As you see the combined mask does not consider the pad tokens.
Lets define each of the mask roles:
- Padding mask - removes consideration of unnecessary pad tokens.
- Causal mask - Prevents from peeking in the future and helps decoder in predicting one token at a time.
- Cross-Attention mask - In the context of cross-attention between the encoder and decoder, a mask is used to ensure that the decoder only attends to positions in the encoder that have valid information. In this case, it can be similar to a padding mask when dealing with sequences of different lengths.
- Combined mask - takes the best of both world and  It ensures that the decoder doesn't include padding tokens in its consideration (like the padding mask) and enforces the autoregressive behavior (like the causal mask), allowing the decoder to predict one token at a time while avoiding future tokens.


# Full Transformer Model

In [16]:

class Transformer(nn.Module):
    def __init__(self, src_vocab_size, tgt_vocab_size, d_model, num_heads, num_layers, d_ff, max_seq_length, dropout, pad_token_src = 0, pad_token_tgt = 0, device = 'cpu'):
        super(Transformer, self).__init__()
        self.encoder_embedding = nn.Embedding(src_vocab_size, d_model)
        self.decoder_embedding = nn.Embedding(tgt_vocab_size, d_model)
        self.positional_encoding = PositionalEncoding(d_model, max_seq_length)

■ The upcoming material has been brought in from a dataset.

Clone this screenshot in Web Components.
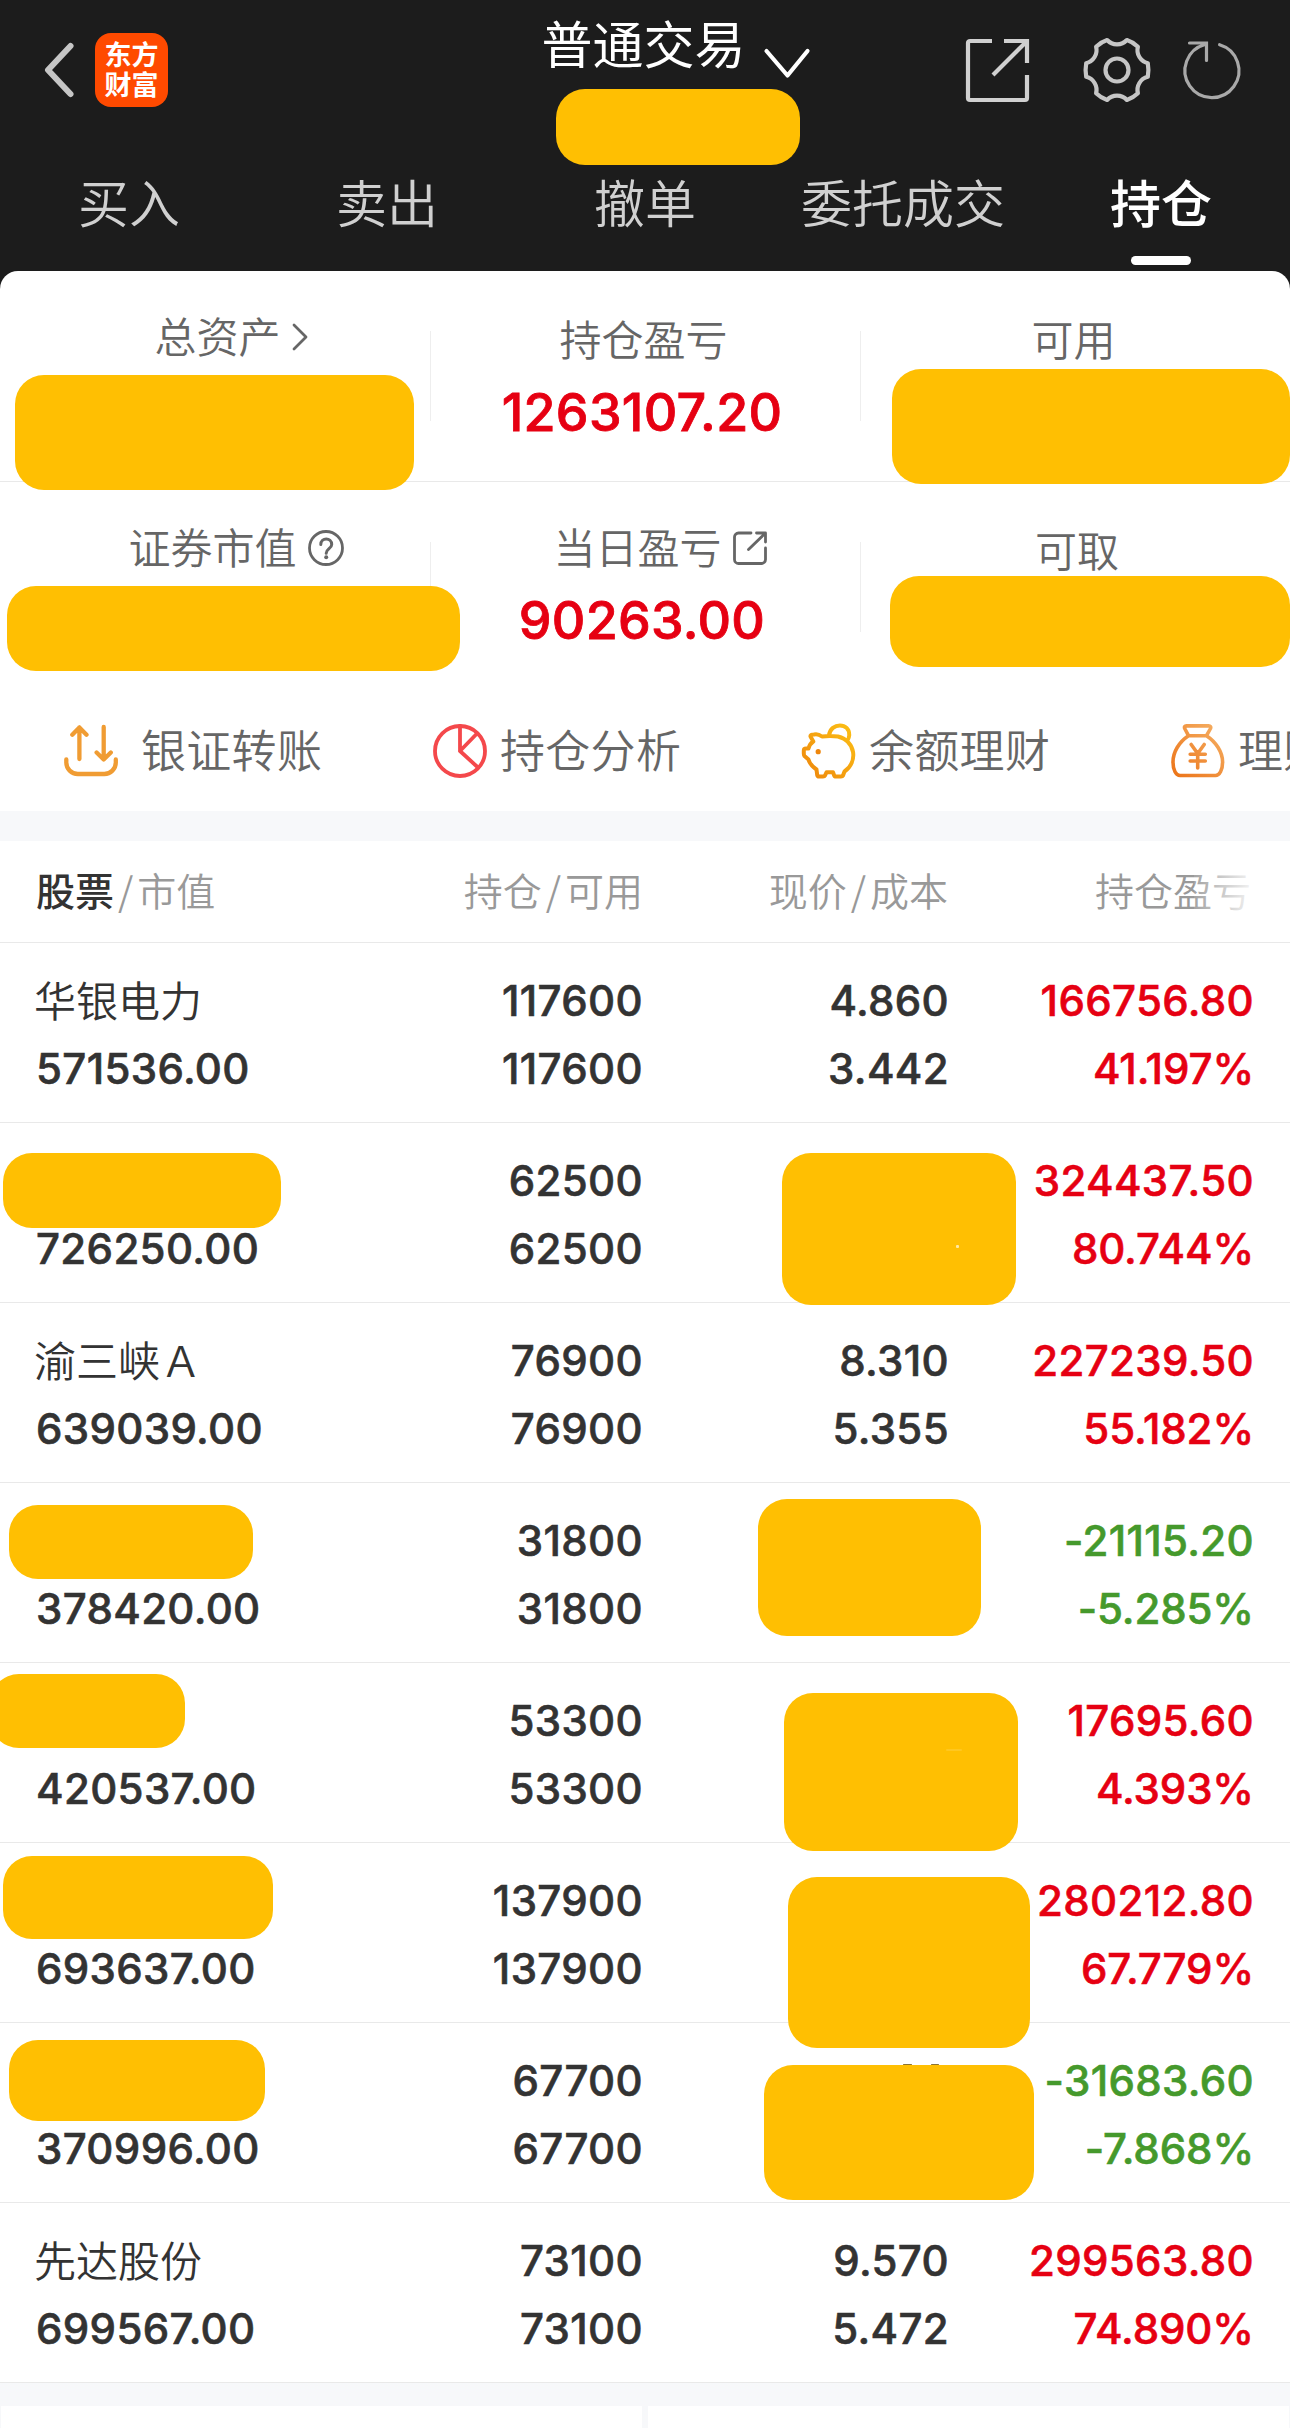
<!DOCTYPE html>
<html lang="zh-CN">
<head>
<meta charset="utf-8">
<title>普通交易</title>
<style>
  html, body {
    margin: 0;
    padding: 0;
  }

  body {
    width: 1290px;
    height: 2428px;
    overflow: hidden;
    background: #1c1c1c;
    color: #333;
    font-family: "Noto Sans CJK SC", "Noto Sans", sans-serif;
  }
</style>
</head>
<body>
<trade-app></trade-app>

<script>
/* Yellow block that hides private data. x and y are relative to its parent */
class PrivacyMask extends HTMLElement {
  constructor() {
    super();
    const shadow = this.attachShadow({ mode: "open" });
    shadow.innerHTML = `
      <style>
        :host {
          position: absolute;
          z-index: 2;
          background: #ffbf02;
          border-radius: 29px;
        }
      </style>
      <slot></slot>`;
  }

  connectedCallback() {
    const [x, y, w, h] = this.getAttribute("box").split(" ");
    this.style.left = x + "px";
    this.style.top = y + "px";
    this.style.width = w + "px";
    this.style.height = h + "px";
  }
}
customElements.define("privacy-mask", PrivacyMask);


/* All icons of the page, picked by name */
const ICONS = {
  back: [30, 56, `<path d="M26.5 4L4 28l22.5 24" stroke-width="6"/>`],
  down: [46, 32, `<path d="M2.500 3L23.500 27.500L43.500 3" stroke-width="4.200"/>`],
  share: [63, 63, `<path d="M26 2H4a2 2 0 0 0-2 2V59a2 2 0 0 0 2 2H59a2 2 0 0 0 2-2V36M38 2H61V24M61 2L27 36" stroke-width="4.200" stroke-linecap="butt" stroke-linejoin="miter"/>`],
  gear: [68, 68, `<g transform="translate(34 34)" stroke-width="4.200">
      <path d="M30.800-6.800Q32-0 30.800 6.800A13.500 13.500 0 0 0 20.900 23.300Q16 28 9.900 30A13.500 13.500 0 0 0-9.900 30Q-16 28-20.900 23.300A13.500 13.500 0 0 0-30.800 6.800Q-32 0-30.800-6.800A13.500 13.500 0 0 0-20.900-23.300Q-16-28-9.900-30A13.500 13.500 0 0 0 9.900-30Q16-28 20.900-23.300A13.500 13.500 0 0 0 30.800-6.800Z"/>
      <circle r="11.500"/></g>`],
  refresh: [60, 60, `<path d="M36.600 4.700A27 27 0 1 1 22 4.500M6.500 3H23.500V20.500" stroke-width="3.200" stroke-linejoin="miter"/>`],
  right: [17, 28, `<path d="M2 2L14 14L2 26" stroke-width="2.800"/>`],
  help: [36, 36, `<circle cx="18" cy="18" r="16.500" stroke-width="2.800"/><path d="M12.800 14.500c0-7.500 10.900-7.500 10.900 0c0 4-5.500 4.500-5.500 8.800" stroke-width="3"/><circle cx="18.200" cy="27.300" r="2" fill="currentColor" stroke="none"/>`],
  open: [34, 34, `<path d="M18 2H5.500A4 4 0 0 0 1.500 6V28.500a4 4 0 0 0 4 4H28.500a4 4 0 0 0 4-4V17M23.500 2H32.500V11M32 2.500L15.500 18.500" stroke-width="2.800"/>`],
  transfer: [54, 54, `<path d="M15.400 35V3.500M8.300 10.800L15.400 3.500L22.500 10.800M39.700 3V35.500M32.600 28.500L39.700 35.500L46.800 28.500M2.300 35.500V38.500a11.500 11.500 0 0 0 11.500 11.500H40.300a11.500 11.500 0 0 0 11.500-11.500V35.500" stroke="#f09c33" stroke-width="4.300"/>`],
  analysis: [54, 54, `<g stroke="#f4484b" stroke-width="3.800"><circle cx="27" cy="27" r="25"/><path d="M27 2V27L44 9.500M27 27L45 43.500"/></g>`],
  piggy: [54, 54, `<defs><linearGradient id="p" x1="0" y1="1" x2="1" y2="0"><stop offset="0" stop-color="#ee860c"/><stop offset="1" stop-color="#fcc015"/></linearGradient></defs>
      <g stroke="url(#p)" stroke-width="4"><path d="M12 10.500Q16 9.500 20 12.500Q28 11.500 36 12.500C54 17 56 38 42.500 47.500L41 51.500Q40.500 52.500 39 52.500H34Q32.500 52.500 32 51L31 48.300H24.500L23 51.500Q22.500 52.500 21 52.500H17Q15.500 52.500 15.200 51L14.500 45.500Q8 41 6.500 35.500L2.500 32Q1.800 31 1.800 29.500V26.500Q1.800 24.500 4 24.500H6.500Q7.500 20 11.300 17.500L8.500 12.500Q8 10.500 12 10.500ZM27 11.500C28.500-2 48-2 47.200 11.500Q47 14 45.500 16.500"/></g>
      <circle cx="16.200" cy="27.700" r="2.600" fill="#ee860c" stroke="none"/>`],
  bag: [54, 54, `<defs><linearGradient id="b" x1="0" y1="1" x2="1" y2="0"><stop offset="0" stop-color="#ec7418"/><stop offset="1" stop-color="#f5b065"/></linearGradient></defs>
      <g stroke="url(#b)" stroke-width="3.600"><path d="M15.500 1.900H37.500Q40.500 2 39.500 4.500L35.500 11.700H17.500L13.700 4.500Q12.800 2 15.500 1.900ZM17.500 11.700C8 18 2 28 2 38C2 46 5 51.500 9 51.500H44.500C48.500 51.500 51.600 46 51.600 38C51.600 28 45 18 35.500 11.700M20.200 20.500L26.700 29.500L33.200 20.500M19.200 30.200H34.300M19.200 37H34.300M26.700 29.500V44"/></g>`]
};

class AppIcon extends HTMLElement {
  constructor() {
    super();
    this.attachShadow({ mode: "open" });
  }

  connectedCallback() {
    const [w, h, body] = ICONS[this.getAttribute("name")];
    this.shadowRoot.innerHTML = `
      <style>
        :host { display: block; flex: none; width: ${w}px; height: ${h}px; }
        svg { display: block; overflow: visible; }
      </style>
      <svg width="${w}" height="${h}" viewBox="0 0 ${w} ${h}" fill="none" stroke="currentColor"
        stroke-linecap="round" stroke-linejoin="round">${body}</svg>`;
  }
}
customElements.define("app-icon", AppIcon);


class TradeHeader extends HTMLElement {
  constructor() {
    super();
    const shadow = this.attachShadow({ mode: "open" });
    shadow.innerHTML = `
      <style>
        :host {
          display: block;
          position: relative;
          height: 271px;
          color: #c6c6c6;
        }
        .bar {
          display: grid;
          grid-template-columns: 1fr auto 1fr;
          height: 140px;
        }
        .left, .right {
          display: flex;
          align-items: center;
        }
        .left { padding-left: 44px; gap: 21px; }
        .right { justify-content: flex-end; padding-right: 47px; }
        .right app-icon:nth-child(1) { color: #d0d0d0; margin-right: 54px; }
        .right app-icon:nth-child(2) { margin-right: 32px; }
        .right app-icon:nth-child(3) { color: #a9a9a9; }
        .logo {
          width: 73px;
          height: 74px;
          box-sizing: border-box;
          padding: 6px 9px 0;
          border-radius: 16px;
          background: #ff4a00;
          color: #fff;
          font-size: 27px;
          font-weight: 700;
          line-height: 30px;
          text-align: center;
        }
        .title {
          display: flex;
          color: #fff;
          font-size: 51px;
          line-height: 51px;
          font-weight: 400;
          padding: 17px 0 0 61px;
          gap: 18px;
        }
        .title app-icon { margin-top: 31px; }
        nav {
          display: grid;
          grid-template-columns: repeat(5, 1fr);
          height: 131px;
          font-size: 51px;
          font-weight: 350;
          line-height: 123px;
          text-align: center;
          color: #d0d0d0;
        }
        .active {
          display: flex;
          flex-direction: column;
          align-items: center;
          color: #fff;
          font-weight: 500;
        }
        .active::after {
          content: "";
          width: 60px;
          height: 9px;
          margin-top: -7px;
          border-radius: 5px;
          background: #fff;
        }
      </style>
      <div class="bar">
        <div class="left">
          <app-icon name="back"></app-icon>
          <div class="logo">东方财富</div>
        </div>
        <div class="title">普通交易<app-icon name="down"></app-icon></div>
        <div class="right">
          <app-icon name="share"></app-icon>
          <app-icon name="gear"></app-icon>
          <app-icon name="refresh"></app-icon>
        </div>
      </div>
      <nav>
        <div>买入</div><div>卖出</div><div>撤单</div><div>委托成交</div><div class="active">持仓</div>
      </nav>
      <privacy-mask box="555.500 89 244.500 75.500"></privacy-mask>`;
  }
}
customElements.define("trade-header", TradeHeader);


/* One cell of the account summary. "shift" and "drop" move its label */
class SummaryCell extends HTMLElement {
  constructor() {
    super();
    this.attachShadow({ mode: "open" });
  }

  connectedCallback() {
    const shift = this.getAttribute("shift") || 0;
    const drop = this.getAttribute("drop") || 0;
    const icon = this.getAttribute("icon");
    this.shadowRoot.innerHTML = `
      <style>
        :host { display: block; text-align: center; }
        .label {
          display: flex;
          justify-content: center;
          align-items: center;
          height: 60px;
          margin-left: ${shift}px;
          margin-top: ${drop}px;
          gap: 11px;
          color: #666;
          font-size: 42px;
          font-weight: 350;
          line-height: 60px;
        }
        .label app-icon { margin-top: 4px; }
        .value {
          margin-top: 15px;
          padding-right: 6px;
          color: #e60012;
          font: 500 52px/60px Inter, sans-serif;
          letter-spacing: 0.3px;
          -webkit-text-stroke: 0.8px currentColor;
        }
      </style>
      <div class="label"><span>${this.getAttribute("label")}</span>${icon ? `<app-icon name="${icon}"></app-icon>` : ""}</div>
      <div class="value"><slot></slot></div>`;
  }
}
customElements.define("summary-cell", SummaryCell);


class AccountSummary extends HTMLElement {
  constructor() {
    super();
    const shadow = this.attachShadow({ mode: "open" });
    shadow.innerHTML = `
      <style>
        :host { display: block; position: relative; height: 420px; }
        .row {
          display: grid;
          grid-template-columns: repeat(3, 1fr);
          box-sizing: border-box;
          height: 211px;
          padding-top: 37px;
          border-bottom: 1px solid #e9e9e9;
          background:
            linear-gradient(#eee, #eee) 430px 60px / 1px 90px no-repeat,
            linear-gradient(#eee, #eee) 860px 60px / 1px 90px no-repeat;
        }
        .row:nth-of-type(2) { border: none; }
      </style>
      <div class="row">
        <summary-cell label="总资产" icon="right" shift="33" drop="-3"></summary-cell>
        <summary-cell label="持仓盈亏" shift="-3">1263107.20</summary-cell>
        <summary-cell label="可用" shift="-3"></summary-cell>
      </div>
      <div class="row">
        <summary-cell label="证券市值" icon="help" shift="42" drop="-3"></summary-cell>
        <summary-cell label="当日盈亏" icon="open" shift="30" drop="-3">90263.00</summary-cell>
        <summary-cell label="可取" shift="4"></summary-cell>
      </div>
      <privacy-mask box="14.500 103.500 399.500 115"></privacy-mask>
      <privacy-mask box="891.500 97.500 398.500 115"></privacy-mask>
      <privacy-mask box="7 314.500 452.500 85"></privacy-mask>
      <privacy-mask box="890 304.500 400 91.500"></privacy-mask>`;
  }
}
customElements.define("account-summary", AccountSummary);


class QuickActions extends HTMLElement {
  constructor() {
    super();
    const shadow = this.attachShadow({ mode: "open" });
    shadow.innerHTML = `
      <style>
        :host {
          display: flex;
          height: 120px;
          padding-left: 64px;
          overflow: hidden;
          color: #666;
          font-size: 45px;
          font-weight: 350;
          line-height: 120px;
          letter-spacing: 0.3px;
          white-space: nowrap;
        }
        div {
          display: flex;
          flex: none;
          align-items: center;
          width: 369px;
          height: 120px;
          gap: 13px;
        }
        div:first-of-type { gap: 23px; }
        span { height: 120px; margin-top: -4px; }
      </style>
      <div><app-icon name="transfer"></app-icon><span>银证转账</span></div>
      <div><app-icon name="analysis"></app-icon><span>持仓分析</span></div>
      <div><app-icon name="piggy"></app-icon><span>余额理财</span></div>
      <div><app-icon name="bag"></app-icon><span>理财</span></div>`;
  }
}
customElements.define("quick-actions", QuickActions);


class HoldingHead extends HTMLElement {
  constructor() {
    super();
    const shadow = this.attachShadow({ mode: "open" });
    shadow.innerHTML = `
      <style>
        :host {
          display: grid;
          position: relative;
          grid-template-columns: 300px 307px 305px 303px;
          box-sizing: border-box;
          height: 102px;
          padding: 0 36px;
          border-bottom: 1px solid #e9e9e9;
          color: #999;
          font-size: 39px;
          font-weight: 350;
          line-height: 97px;
          text-align: right;
        }
        div:first-of-type { text-align: left; }
        b { color: #333; font-weight: 500; }
        i { font-style: normal; margin: 0 4px; }
        .fade {
          position: absolute;
          top: 20px;
          right: 30px;
          width: 66px;
          height: 60px;
          background: linear-gradient(90deg, rgba(255, 255, 255, 0.1), #fff);
        }
      </style>
      <div><b>股票</b><i>/</i>市值</div>
      <div>持仓<i>/</i>可用</div>
      <div>现价<i>/</i>成本</div>
      <div>持仓盈亏</div>
      <span class="fade"></span>`;
  }
}
customElements.define("holding-head", HoldingHead);


class HoldingRow extends HTMLElement {
  constructor() {
    super();
    this.attachShadow({ mode: "open" });
  }

  /**
   * @param {Object} data - name, value, count, price, cost, profit, rate,
   *                        masks, a list of "x y width height",
   *                        and specks, a list of [x, y, width, height, color]
   */
  set data(data) {
    const color = data.profit.startsWith("-") ? "#45992c" : "#e60012";
    const masks = (data.masks || []).map(box => `<privacy-mask box="${box}"></privacy-mask>`).join("");
    const specks = (data.specks || []).map(([x, y, w, h, fill]) =>
      `<i style="left:${x}px;top:${y}px;width:${w}px;height:${h}px;background:${fill}"></i>`).join("");
    this.shadowRoot.innerHTML = `
      <style>
        :host {
          display: grid;
          position: relative;
          grid-template-columns: 300px 307px 306px 305px;
          box-sizing: border-box;
          height: 180px;
          padding: 24px 36px 0;
          border-bottom: 1px solid #e9e9e9;
          font: 500 42px/68px Inter, sans-serif;
          letter-spacing: 0.35px;
          text-align: right;
        }
        span { display: block; height: 68px; -webkit-text-stroke: 0.6px currentColor; }
        .first { text-align: left; }
        .name {
          font-family: "Noto Sans CJK SC", sans-serif;
          font-weight: 350;
          letter-spacing: 0;
          -webkit-text-stroke: 0;
          margin: -2px 0 2px -2px;
        }
        .profit { color: ${color}; }
        .rate { letter-spacing: -0.1px; }
        i { position: absolute; z-index: 3; border-radius: 1px; }
      </style>
      <div class="first"><span class="name">${data.name || ""}</span><span>${data.value}</span></div>
      <div><span>${data.count}</span><span>${data.count}</span></div>
      <div><span>${data.price || ""}</span><span>${data.cost || ""}</span></div>
      <div class="profit"><span>${data.profit}</span><span class="rate">${data.rate}</span></div>
      ${masks}${specks}`;
  }
}
customElements.define("holding-row", HoldingRow);


const holdings = [
  { name: "华银电力", value: "571536.00", count: "117600", price: "4.860", cost: "3.442", profit: "166756.80", rate: "41.197%" },
  { value: "726250.00", count: "62500", profit: "324437.50", rate: "80.744%", masks: ["2.500 29.500 278 75.500", "781.500 29.500 234.500 152.500"], specks: [[956, 122, 3, 3, "#ffe9a8"]] },
  { name: "渝三峡Ａ", value: "639039.00", count: "76900", price: "8.310", cost: "5.355", profit: "227239.50", rate: "55.182%" },
  { value: "378420.00", count: "31800", profit: "-21115.20", rate: "-5.285%", masks: ["8.500 21.500 244.500 74.500", "757.500 16 223 137"] },
  { value: "420537.00", count: "53300", profit: "17695.60", rate: "4.393%", masks: ["-10 11 194.500 74", "783.500 29.500 234.500 158.500"], specks: [[946, 86, 16, 2, "#ffc720"]] },
  { value: "693637.00", count: "137900", profit: "280212.80", rate: "67.779%", masks: ["3 12.500 270 83.500", "787.500 34 242.500 171"] },
  { value: "370996.00", count: "67700", profit: "-31683.60", rate: "-7.868%", masks: ["8.500 17 256.500 81", "763.500 41.500 270 135"], specks: [[903, 41, 9, 1, "#8a7434"], [931, 41, 8, 1, "#8a7434"]] },
  { name: "先达股份", value: "699567.00", count: "73100", price: "9.570", cost: "5.472", profit: "299563.80", rate: "74.890%" }
];


class TradeApp extends HTMLElement {
  constructor() {
    super();
    const shadow = this.attachShadow({ mode: "open" });
    shadow.innerHTML = `
      <style>
        :host { display: block; width: 1290px; height: 2428px; overflow: hidden; background: #1c1c1c; }
        main { background: #fff; border-radius: 18px 18px 0 0; overflow: hidden; }
        .gap { height: 30px; background: #f7f8fa; }
        .foot {
          display: grid;
          grid-template-columns: 1fr 1fr;
          gap: 6px;
          height: 22px;
          padding: 23px 1px 0;
          background: #f7f8fa;
        }
        .foot div { background: #fff; }
      </style>
      <trade-header></trade-header>
      <main>
        <account-summary></account-summary>
        <quick-actions></quick-actions>
        <div class="gap"></div>
        <holding-head></holding-head>
        <section></section>
        <div class="foot"><div></div><div></div></div>
      </main>`;

    const list = shadow.querySelector("section");
    holdings.forEach(item => {
      const row = document.createElement("holding-row");
      row.data = item;
      list.append(row);
    });
  }
}
customElements.define("trade-app", TradeApp);
</script>
</body>
</html>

        self.encoder_layers = nn.ModuleList([EncoderLayer(d_model, num_heads, d_ff, dropout) for _ in range(num_layers)])
        self.decoder_layers = nn.ModuleList([DecoderLayer(d_model, num_heads, d_ff, dropout) for _ in range(num_layers)])

        self.fc = nn.Linear(d_model, tgt_vocab_size)
        self.dropout = nn.Dropout(dropout)
        
        self.pad_token_src = pad_token_src
        self.pad_token_tgt = pad_token_tgt
        self.device = device
        self = self.to(self.device)

    def generate_mask(self, src_mask, tgt_mask):
        src_mask = src_mask.unsqueeze(1).unsqueeze(2)
        tgt_mask = tgt_mask.unsqueeze(1).unsqueeze(3)
        seq_length = tgt_mask.size(2)
        nopeak_mask = (1 - torch.triu(torch.ones(1, seq_length, seq_length), diagonal=1)).bool()
        tgt_mask = tgt_mask & nopeak_mask.to(self.device)
        return src_mask, tgt_mask

    def decode(self, src, bos_token_id, eos_token_id, mask=None, max_dec_length = 25):
        """
        for inference
        Args:
            src: input to encoder 
            trg: input to decoder
        out:
            out_labels : returns final prediction of sequence
        """

        tgt = torch.tensor([[bos_token_id]]*src.shape[0]).to(self.device)
        if mask:
            src_mask, tgt_mask = self.generate_mask(mask['src_mask'], mask['tgt_mask'])
        else:
            src_mask, tgt_mask = self.generate_mask(src!=self.pad_token_src, tgt!=self.pad_token_tgt)
        
        enc_output = self.dropout(self.positional_encoding(self.encoder_embedding(src)))
        for enc_layer in self.encoder_layers:
            enc_output = enc_layer(enc_output, src_mask)

        out_labels = tgt
        unfinished_seq = np.array([1]*src.shape[0])
        i=0;
        while (sum(unfinished_seq)>0 & i<max_dec_length):
            dec_output = self.dropout(self.positional_encoding(self.decoder_embedding(out_labels)))
            for dec_layer in self.decoder_layers:
                dec_output = dec_layer(dec_output, enc_output, src_mask, tgt_mask)
            output = self.fc(dec_output)

            out_labels = torch.cat((out_labels, output[:,-1:,:].argmax(-1)),dim=1)
            
            unfinished_seq[(out_labels[:,-1] == eos_token_id).cpu().numpy()] = 0

            i += 1;
        return out_labels
    
    def forward(self, src, tgt, mask = None):
        if mask:
            src_mask, tgt_mask = self.generate_mask(mask['src_mask'], mask['tgt_mask'])
        else:
            src_mask, tgt_mask = self.generate_mask(src!=self.pad_token_src, tgt!=self.pad_token_tgt)
                
        src_embedded = self.dropout(self.positional_encoding(self.encoder_embedding(src)))
        tgt_embedded = self.dropout(self.positional_encoding(self.decoder_embedding(tgt)))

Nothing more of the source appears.